- Aim: Below are records to repeat exactly. Omit the pictures from the copy.

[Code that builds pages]
==============================
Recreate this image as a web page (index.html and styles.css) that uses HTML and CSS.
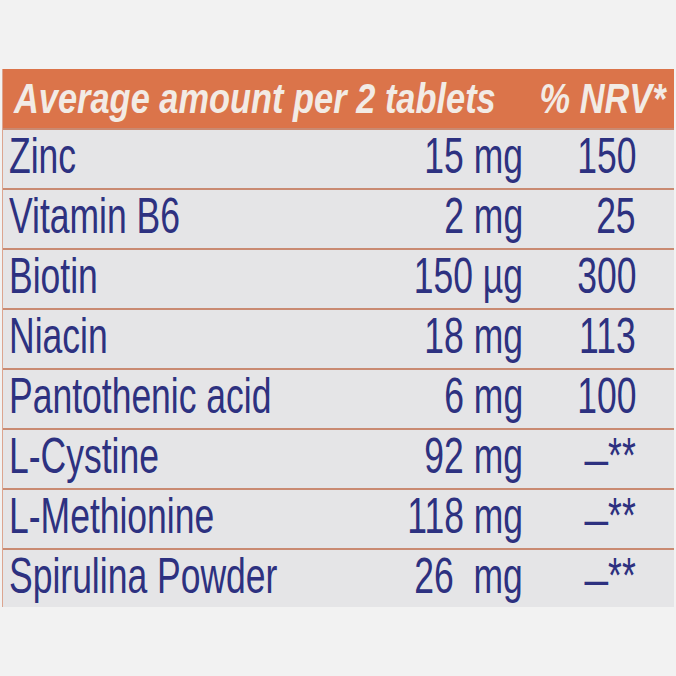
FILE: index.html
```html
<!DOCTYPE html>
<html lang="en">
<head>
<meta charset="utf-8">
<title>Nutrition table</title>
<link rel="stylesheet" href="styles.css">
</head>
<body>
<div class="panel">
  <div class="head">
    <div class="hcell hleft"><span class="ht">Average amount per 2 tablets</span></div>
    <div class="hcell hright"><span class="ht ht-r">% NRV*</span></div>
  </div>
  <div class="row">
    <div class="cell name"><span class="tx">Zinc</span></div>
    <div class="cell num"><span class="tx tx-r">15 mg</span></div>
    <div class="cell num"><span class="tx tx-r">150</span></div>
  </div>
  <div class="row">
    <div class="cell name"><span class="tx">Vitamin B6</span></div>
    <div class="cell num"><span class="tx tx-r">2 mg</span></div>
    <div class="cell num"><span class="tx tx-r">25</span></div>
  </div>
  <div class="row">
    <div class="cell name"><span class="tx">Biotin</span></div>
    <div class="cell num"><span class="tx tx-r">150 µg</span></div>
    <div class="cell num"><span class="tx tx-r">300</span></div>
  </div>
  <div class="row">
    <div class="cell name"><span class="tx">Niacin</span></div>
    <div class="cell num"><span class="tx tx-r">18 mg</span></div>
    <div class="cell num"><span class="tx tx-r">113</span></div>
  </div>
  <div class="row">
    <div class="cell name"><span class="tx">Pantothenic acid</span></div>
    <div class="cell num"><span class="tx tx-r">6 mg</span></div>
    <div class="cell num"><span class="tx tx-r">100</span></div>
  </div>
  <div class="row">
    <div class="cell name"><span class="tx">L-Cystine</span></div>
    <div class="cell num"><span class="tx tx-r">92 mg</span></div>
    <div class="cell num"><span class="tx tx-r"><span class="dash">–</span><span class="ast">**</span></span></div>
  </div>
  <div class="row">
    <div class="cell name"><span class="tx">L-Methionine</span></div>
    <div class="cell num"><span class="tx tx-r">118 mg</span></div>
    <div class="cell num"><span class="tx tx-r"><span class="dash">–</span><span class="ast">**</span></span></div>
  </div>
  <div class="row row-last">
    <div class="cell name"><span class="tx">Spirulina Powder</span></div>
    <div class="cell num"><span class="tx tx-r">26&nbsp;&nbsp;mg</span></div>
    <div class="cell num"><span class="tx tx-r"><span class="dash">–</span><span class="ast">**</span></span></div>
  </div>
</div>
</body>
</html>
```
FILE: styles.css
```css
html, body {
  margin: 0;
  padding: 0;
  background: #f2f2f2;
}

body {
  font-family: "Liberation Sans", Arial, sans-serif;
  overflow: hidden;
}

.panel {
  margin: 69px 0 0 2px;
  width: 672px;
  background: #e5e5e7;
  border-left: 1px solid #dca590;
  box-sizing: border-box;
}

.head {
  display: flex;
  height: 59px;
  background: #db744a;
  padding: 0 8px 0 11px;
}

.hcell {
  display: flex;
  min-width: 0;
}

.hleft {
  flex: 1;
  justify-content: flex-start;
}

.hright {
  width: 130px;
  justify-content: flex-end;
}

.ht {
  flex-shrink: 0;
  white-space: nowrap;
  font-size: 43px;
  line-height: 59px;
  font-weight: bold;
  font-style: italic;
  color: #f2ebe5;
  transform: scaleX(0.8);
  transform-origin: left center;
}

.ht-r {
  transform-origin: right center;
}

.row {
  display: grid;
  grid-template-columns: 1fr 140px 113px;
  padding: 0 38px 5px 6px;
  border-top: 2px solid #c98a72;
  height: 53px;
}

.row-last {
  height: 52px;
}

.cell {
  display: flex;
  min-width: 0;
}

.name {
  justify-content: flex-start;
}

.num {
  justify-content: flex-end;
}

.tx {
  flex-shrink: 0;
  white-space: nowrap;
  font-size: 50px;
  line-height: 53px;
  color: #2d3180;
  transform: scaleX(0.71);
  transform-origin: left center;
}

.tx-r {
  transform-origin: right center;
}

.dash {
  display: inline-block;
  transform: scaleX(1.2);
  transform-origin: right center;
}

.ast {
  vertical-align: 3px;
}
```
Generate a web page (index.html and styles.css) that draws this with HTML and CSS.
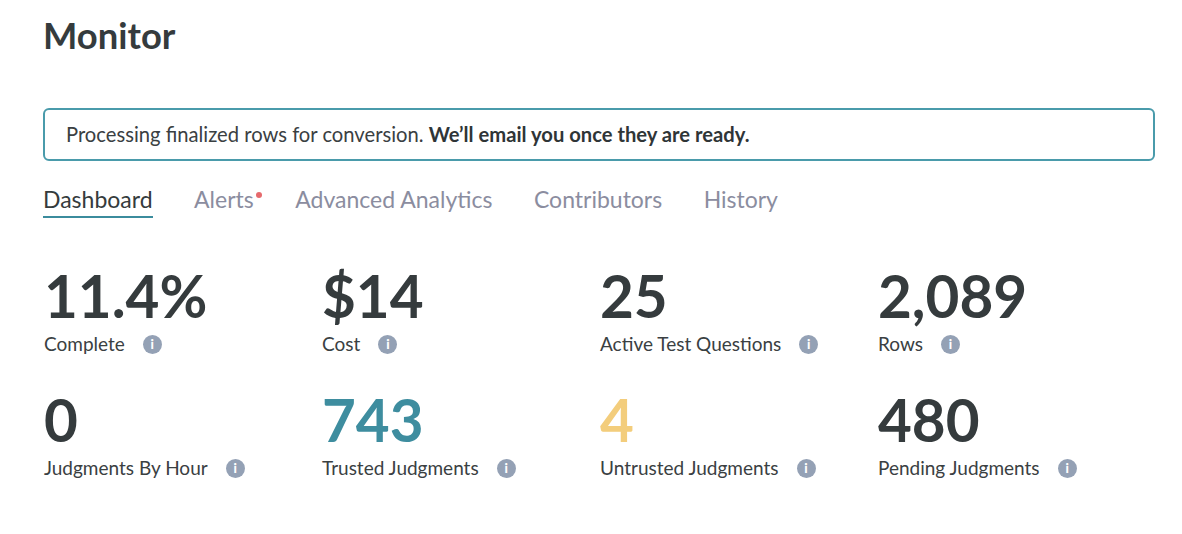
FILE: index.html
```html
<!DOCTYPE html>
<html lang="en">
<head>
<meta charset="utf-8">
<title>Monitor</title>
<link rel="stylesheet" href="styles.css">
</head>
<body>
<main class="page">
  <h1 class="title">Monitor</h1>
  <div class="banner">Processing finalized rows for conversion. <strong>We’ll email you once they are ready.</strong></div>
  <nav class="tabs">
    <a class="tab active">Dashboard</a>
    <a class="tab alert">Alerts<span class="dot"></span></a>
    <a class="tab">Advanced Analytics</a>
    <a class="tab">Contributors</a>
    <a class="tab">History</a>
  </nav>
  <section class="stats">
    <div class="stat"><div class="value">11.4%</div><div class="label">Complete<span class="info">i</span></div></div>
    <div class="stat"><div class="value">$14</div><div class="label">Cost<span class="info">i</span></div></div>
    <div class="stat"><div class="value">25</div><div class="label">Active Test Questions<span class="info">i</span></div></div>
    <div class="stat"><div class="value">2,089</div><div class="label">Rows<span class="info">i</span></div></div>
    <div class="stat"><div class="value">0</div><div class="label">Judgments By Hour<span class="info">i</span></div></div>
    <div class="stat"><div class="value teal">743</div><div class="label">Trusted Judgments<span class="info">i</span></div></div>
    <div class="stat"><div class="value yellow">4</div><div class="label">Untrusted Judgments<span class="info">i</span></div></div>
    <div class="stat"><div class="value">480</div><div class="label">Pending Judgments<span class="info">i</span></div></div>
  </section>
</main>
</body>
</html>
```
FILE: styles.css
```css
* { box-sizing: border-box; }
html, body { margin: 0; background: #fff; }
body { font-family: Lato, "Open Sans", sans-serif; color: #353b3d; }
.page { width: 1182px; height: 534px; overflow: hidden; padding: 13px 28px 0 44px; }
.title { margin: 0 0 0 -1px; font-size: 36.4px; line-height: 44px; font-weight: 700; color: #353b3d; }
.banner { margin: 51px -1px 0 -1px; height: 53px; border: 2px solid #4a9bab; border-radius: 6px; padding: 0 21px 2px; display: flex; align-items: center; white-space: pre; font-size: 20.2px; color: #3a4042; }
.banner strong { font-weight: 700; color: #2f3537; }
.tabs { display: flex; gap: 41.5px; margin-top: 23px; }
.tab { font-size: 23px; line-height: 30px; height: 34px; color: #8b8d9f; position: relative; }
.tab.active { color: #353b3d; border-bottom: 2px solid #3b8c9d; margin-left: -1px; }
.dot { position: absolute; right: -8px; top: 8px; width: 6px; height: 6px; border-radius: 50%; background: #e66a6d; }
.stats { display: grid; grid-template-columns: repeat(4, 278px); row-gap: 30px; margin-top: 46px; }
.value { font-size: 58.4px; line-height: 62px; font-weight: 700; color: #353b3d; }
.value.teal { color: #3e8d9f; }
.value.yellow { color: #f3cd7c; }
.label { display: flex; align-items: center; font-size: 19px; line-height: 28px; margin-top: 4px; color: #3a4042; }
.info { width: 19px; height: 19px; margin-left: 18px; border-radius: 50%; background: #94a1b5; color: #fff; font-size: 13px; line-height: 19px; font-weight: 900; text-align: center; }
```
==============================
- Solution for this task:
Recreate this image as a web page (index.html and styles.css) that uses HTML and CSS.
FILE: index.html
```html
<!DOCTYPE html>
<html lang="en">
<head>
<meta charset="utf-8">
<title>Nutrition table</title>
<link rel="stylesheet" href="styles.css">
</head>
<body>
<div class="panel">
  <div class="head">
    <div class="hcell hleft"><span class="ht">Average amount per 2 tablets</span></div>
    <div class="hcell hright"><span class="ht ht-r">% NRV*</span></div>
  </div>
  <div class="row">
    <div class="cell name"><span class="tx">Zinc</span></div>
    <div class="cell num"><span class="tx tx-r">15 mg</span></div>
    <div class="cell num"><span class="tx tx-r">150</span></div>
  </div>
  <div class="row">
    <div class="cell name"><span class="tx">Vitamin B6</span></div>
    <div class="cell num"><span class="tx tx-r">2 mg</span></div>
    <div class="cell num"><span class="tx tx-r">25</span></div>
  </div>
  <div class="row">
    <div class="cell name"><span class="tx">Biotin</span></div>
    <div class="cell num"><span class="tx tx-r">150 µg</span></div>
    <div class="cell num"><span class="tx tx-r">300</span></div>
  </div>
  <div class="row">
    <div class="cell name"><span class="tx">Niacin</span></div>
    <div class="cell num"><span class="tx tx-r">18 mg</span></div>
    <div class="cell num"><span class="tx tx-r">113</span></div>
  </div>
  <div class="row">
    <div class="cell name"><span class="tx">Pantothenic acid</span></div>
    <div class="cell num"><span class="tx tx-r">6 mg</span></div>
    <div class="cell num"><span class="tx tx-r">100</span></div>
  </div>
  <div class="row">
    <div class="cell name"><span class="tx">L-Cystine</span></div>
    <div class="cell num"><span class="tx tx-r">92 mg</span></div>
    <div class="cell num"><span class="tx tx-r"><span class="dash">–</span><span class="ast">**</span></span></div>
  </div>
  <div class="row">
    <div class="cell name"><span class="tx">L-Methionine</span></div>
    <div class="cell num"><span class="tx tx-r">118 mg</span></div>
    <div class="cell num"><span class="tx tx-r"><span class="dash">–</span><span class="ast">**</span></span></div>
  </div>
  <div class="row row-last">
    <div class="cell name"><span class="tx">Spirulina Powder</span></div>
    <div class="cell num"><span class="tx tx-r">26&nbsp;&nbsp;mg</span></div>
    <div class="cell num"><span class="tx tx-r"><span class="dash">–</span><span class="ast">**</span></span></div>
  </div>
</div>
</body>
</html>
```
FILE: styles.css
```css
html, body {
  margin: 0;
  padding: 0;
  background: #f2f2f2;
}

body {
  font-family: "Liberation Sans", Arial, sans-serif;
  overflow: hidden;
}

.panel {
  margin: 69px 0 0 2px;
  width: 672px;
  background: #e5e5e7;
  border-left: 1px solid #dca590;
  box-sizing: border-box;
}

.head {
  display: flex;
  height: 59px;
  background: #db744a;
  padding: 0 8px 0 11px;
}

.hcell {
  display: flex;
  min-width: 0;
}

.hleft {
  flex: 1;
  justify-content: flex-start;
}

.hright {
  width: 130px;
  justify-content: flex-end;
}

.ht {
  flex-shrink: 0;
  white-space: nowrap;
  font-size: 43px;
  line-height: 59px;
  font-weight: bold;
  font-style: italic;
  color: #f2ebe5;
  transform: scaleX(0.8);
  transform-origin: left center;
}

.ht-r {
  transform-origin: right center;
}

.row {
  display: grid;
  grid-template-columns: 1fr 140px 113px;
  padding: 0 38px 5px 6px;
  border-top: 2px solid #c98a72;
  height: 53px;
}

.row-last {
  height: 52px;
}

.cell {
  display: flex;
  min-width: 0;
}

.name {
  justify-content: flex-start;
}

.num {
  justify-content: flex-end;
}

.tx {
  flex-shrink: 0;
  white-space: nowrap;
  font-size: 50px;
  line-height: 53px;
  color: #2d3180;
  transform: scaleX(0.71);
  transform-origin: left center;
}

.tx-r {
  transform-origin: right center;
}

.dash {
  display: inline-block;
  transform: scaleX(1.2);
  transform-origin: right center;
}

.ast {
  vertical-align: 3px;
}
```
Generate a web page (index.html and styles.css) that draws this with HTML and CSS.
FILE: index.html
```html
<!DOCTYPE html>
<html lang="en">
<head>
<meta charset="utf-8">
<title>Monitor</title>
<link rel="stylesheet" href="styles.css">
</head>
<body>
<main class="page">
  <h1 class="title">Monitor</h1>
  <div class="banner">Processing finalized rows for conversion. <strong>We’ll email you once they are ready.</strong></div>
  <nav class="tabs">
    <a class="tab active">Dashboard</a>
    <a class="tab alert">Alerts<span class="dot"></span></a>
    <a class="tab">Advanced Analytics</a>
    <a class="tab">Contributors</a>
    <a class="tab">History</a>
  </nav>
  <section class="stats">
    <div class="stat"><div class="value">11.4%</div><div class="label">Complete<span class="info">i</span></div></div>
    <div class="stat"><div class="value">$14</div><div class="label">Cost<span class="info">i</span></div></div>
    <div class="stat"><div class="value">25</div><div class="label">Active Test Questions<span class="info">i</span></div></div>
    <div class="stat"><div class="value">2,089</div><div class="label">Rows<span class="info">i</span></div></div>
    <div class="stat"><div class="value">0</div><div class="label">Judgments By Hour<span class="info">i</span></div></div>
    <div class="stat"><div class="value teal">743</div><div class="label">Trusted Judgments<span class="info">i</span></div></div>
    <div class="stat"><div class="value yellow">4</div><div class="label">Untrusted Judgments<span class="info">i</span></div></div>
    <div class="stat"><div class="value">480</div><div class="label">Pending Judgments<span class="info">i</span></div></div>
  </section>
</main>
</body>
</html>
```
FILE: styles.css
```css
* { box-sizing: border-box; }
html, body { margin: 0; background: #fff; }
body { font-family: Lato, "Open Sans", sans-serif; color: #353b3d; }
.page { width: 1182px; height: 534px; overflow: hidden; padding: 13px 28px 0 44px; }
.title { margin: 0 0 0 -1px; font-size: 36.4px; line-height: 44px; font-weight: 700; color: #353b3d; }
.banner { margin: 51px -1px 0 -1px; height: 53px; border: 2px solid #4a9bab; border-radius: 6px; padding: 0 21px 2px; display: flex; align-items: center; white-space: pre; font-size: 20.2px; color: #3a4042; }
.banner strong { font-weight: 700; color: #2f3537; }
.tabs { display: flex; gap: 41.5px; margin-top: 23px; }
.tab { font-size: 23px; line-height: 30px; height: 34px; color: #8b8d9f; position: relative; }
.tab.active { color: #353b3d; border-bottom: 2px solid #3b8c9d; margin-left: -1px; }
.dot { position: absolute; right: -8px; top: 8px; width: 6px; height: 6px; border-radius: 50%; background: #e66a6d; }
.stats { display: grid; grid-template-columns: repeat(4, 278px); row-gap: 30px; margin-top: 46px; }
.value { font-size: 58.4px; line-height: 62px; font-weight: 700; color: #353b3d; }
.value.teal { color: #3e8d9f; }
.value.yellow { color: #f3cd7c; }
.label { display: flex; align-items: center; font-size: 19px; line-height: 28px; margin-top: 4px; color: #3a4042; }
.info { width: 19px; height: 19px; margin-left: 18px; border-radius: 50%; background: #94a1b5; color: #fff; font-size: 13px; line-height: 19px; font-weight: 900; text-align: center; }
```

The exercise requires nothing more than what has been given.